Essa é a razão de gelar-me, ao ver o povo indagar com tanta frequência, nestes dias lancinantes, o que vem a ser a honestidade no exercício do poder. O episódio do impeachment presidencial mostrou-o sobejamente. Que é pedalada? Pedalar é honesto? Todos os que governam pedalam? Se eu governar, também pedalarei?
Quantas assinaturas devem ser apostas no processo que faz nascer um
decreto presidencial para que ele seja orientado ao legal e ao honesto?
Essas assinaturas tornam o decreto um ato em cadeia, um ato jurídico
complexo? Se o tornam, o legal e o honesto ou, a contrario, o ilegal e o desonesto se albergam em toda a cadeia de produção do decreto ou apenas numa de suas etapas?
Não estou a afirmar que, enfrentadas a fundo, essas questões devam ser
respondidas desta ou daquela maneira. Não me importa, aqui, tanto a
resposta a dar às perguntas quanto o perguntar e o responder, vale
dizer, o diálogo no qual elas têm sido ultimamente formuladas.

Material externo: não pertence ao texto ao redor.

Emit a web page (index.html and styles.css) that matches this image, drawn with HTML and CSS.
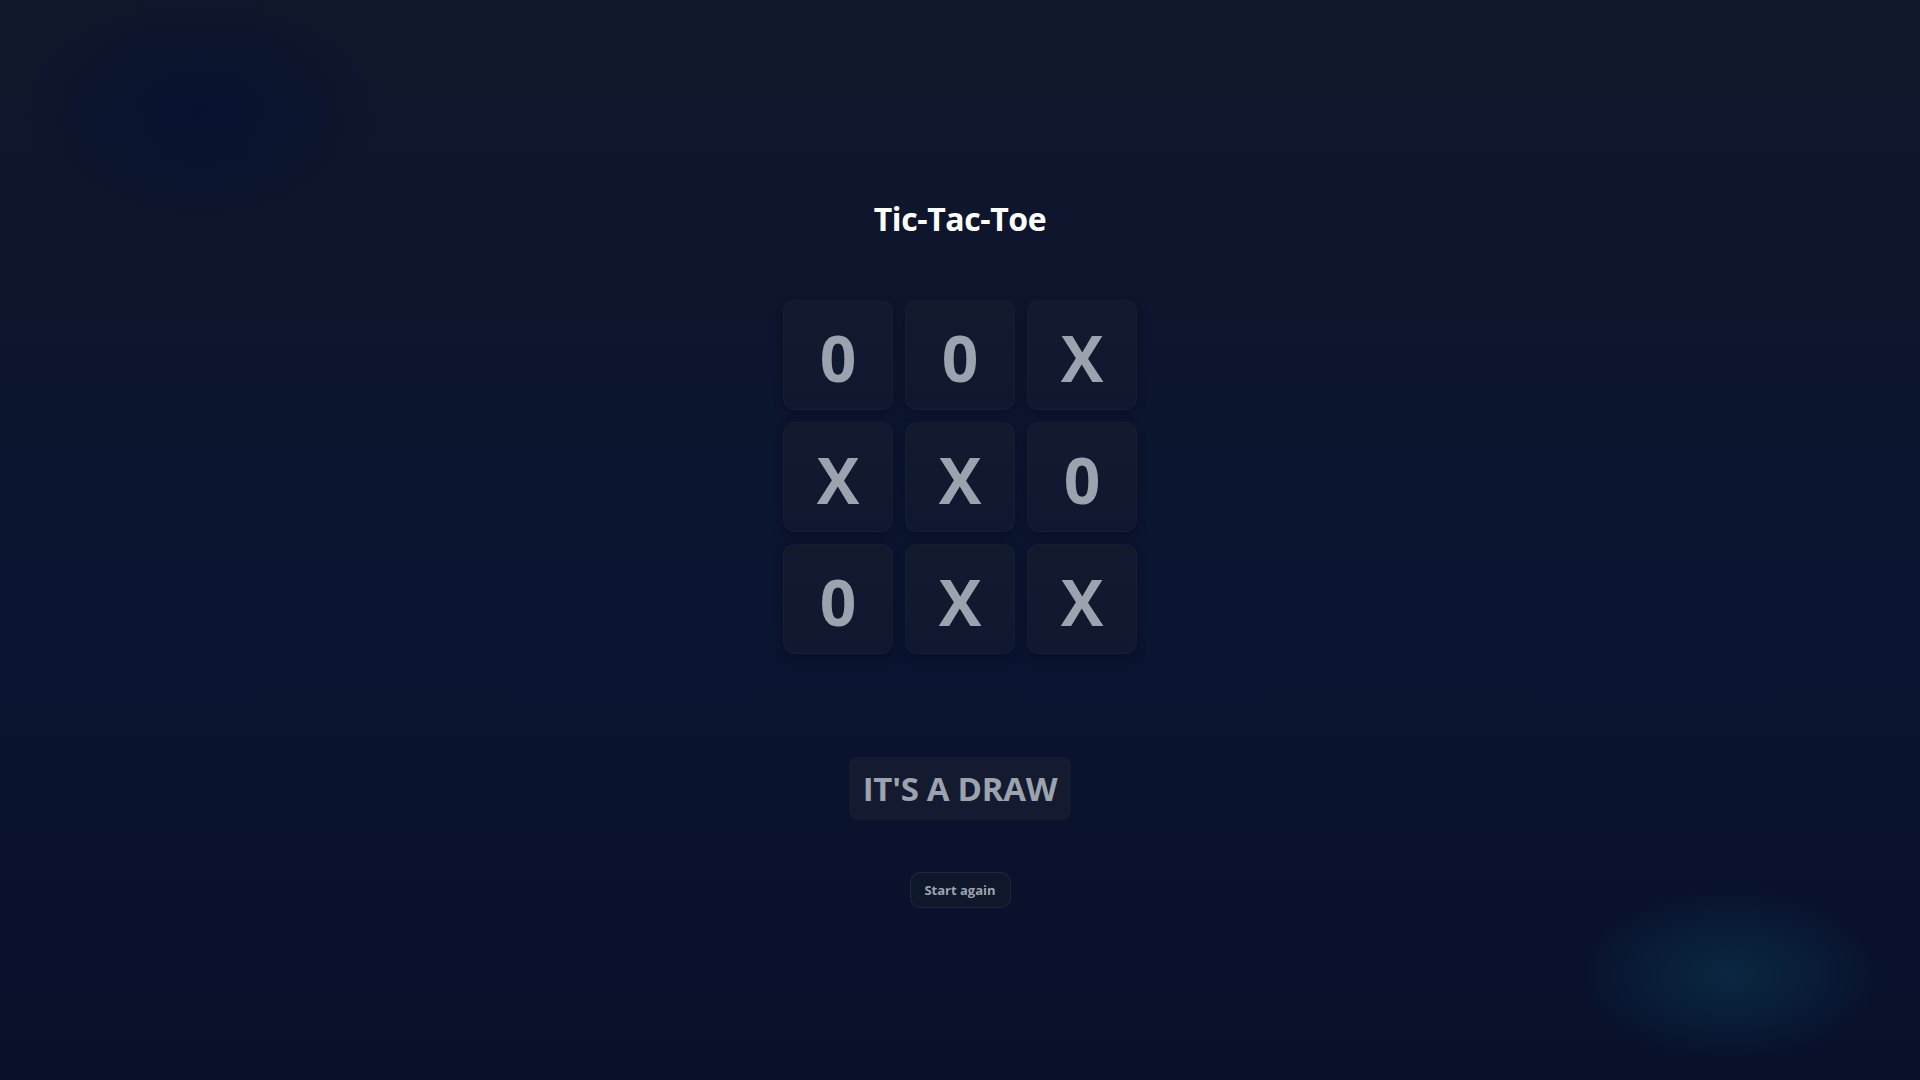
FILE: index.html
```html
<!DOCTYPE html>
<html lang="en">
<head>
<meta charset="utf-8">
<title>Tic-Tac-Toe</title>
<link rel="stylesheet" href="styles.css">
</head>
<body>
<div class="blob blob-tl"></div>
<div class="blob blob-br"></div>
<main class="game">
  <h1 class="title">Tic-Tac-Toe</h1>
  <div class="board">
    <div class="cell">0</div>
    <div class="cell">0</div>
    <div class="cell">X</div>
    <div class="cell">X</div>
    <div class="cell">X</div>
    <div class="cell">0</div>
    <div class="cell">0</div>
    <div class="cell">X</div>
    <div class="cell">X</div>
  </div>
  <div class="result">IT'S A DRAW</div>
  <button class="restart">Start again</button>
</main>
</body>
</html>
```
FILE: styles.css
```css
* { box-sizing: border-box; }
html, body { margin: 0; padding: 0; height: 100%; }
body {
  min-height: 100vh;
  background: linear-gradient(180deg, #0f172a 0%, #0b1430 55%, #08102a 100%);
  font-family: "Open Sans", "Noto Sans", sans-serif;
  color: #fff;
  overflow: hidden;
  position: relative;
}
.blob {
  position: absolute;
  border-radius: 50%;
  pointer-events: none;
}
.blob-tl {
  left: 20px; top: -10px;
  width: 360px; height: 240px;
  background: radial-gradient(ellipse at center, rgba(5,16,48,0.7) 0%, rgba(5,16,48,0.4) 40%, rgba(5,16,48,0) 70%);
}
.blob-br {
  left: 1580px; top: 890px;
  width: 300px; height: 170px;
  background: radial-gradient(ellipse at center, rgba(10,45,70,0.8) 0%, rgba(10,40,65,0.4) 45%, rgba(10,40,65,0) 72%);
}
.game {
  position: relative;
  display: flex;
  flex-direction: column;
  align-items: center;
  padding-top: 197px;
}
.title {
  margin: 0;
  font-size: 32px;
  line-height: 44px;
  font-weight: 700;
  letter-spacing: -0.4px;
  color: #ffffff;
}
.board {
  margin-top: 59px;
  display: grid;
  grid-template-columns: repeat(3, 110px);
  grid-auto-rows: 110px;
  gap: 12px;
}
.cell {
  display: flex;
  align-items: center;
  justify-content: center;
  background: linear-gradient(180deg, #121a2e 0%, #0f1830 100%);
  border: 1px solid rgba(255,255,255,0.025);
  border-radius: 12px;
  box-shadow: 0 4px 10px rgba(0,0,0,0.25);
  color: #9ca3af;
  font-size: 64px;
  font-weight: 700;
  line-height: 1;
  padding-top: 6px;
}
.result {
  margin-top: 103px;
  height: 63px;
  padding: 0 14px;
  display: flex;
  align-items: center;
  background: #141b30;
  border-radius: 8px;
  color: #9ca3af;
  font-size: 33px;
  font-weight: 700;
  letter-spacing: -0.3px;
}
.restart {
  margin-top: 52px;
  width: 101px;
  height: 36px;
  background: #0f172b;
  border: 1px solid rgba(255,255,255,0.07);
  border-radius: 10px;
  color: #9ca3af;
  font-family: "Open Sans", "Noto Sans", sans-serif;
  font-size: 13px;
  font-weight: 700;
  padding: 0;
}
```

Todo poder emana do povo e em seu nome é exercido. Mas o povo não
entende o que é pedalada, nem as condições e as consequências de um
decreto ser legal e honesto. E os que o representam o fazem
condignamente, pois demonstram que tampouco o compreendem. Fiam-se, por
isso mesmo, em pareceres técnicos lançados em termos conclusivos, os
quais, no entanto, não suprem o desconhecimento profundo do que
realmente ocorre ou ocorreu.
Não há como olhar para esse quadro e não desconfiar de que algo
culturalmente muito equivocado se passa. O discurso do direito, o da
política e o da ética já não supõem verdadeira cognição de valores. Não
supõem que a honestidade, a probidade, a moralidade e outros valores
sejam realmente conhecidos e que, sobre esse conhecimento, possamos
discutir como mantê-los, realizá-los concretamente, talvez maximizá-los.
Um discurso só é coerente quando os que dele participam fazem uso
correto e leal das palavras. Não foi o que vivemos no recente episódio
do impeachment da Presidente da República. Vimos uma discussão ser
travada sobre o que não se entende e dela serem extraídas drásticas
consequências políticas. O que faz pensar que, entre nós, o drama da
construção coerente dos valores constitucionais ainda está longe do fim.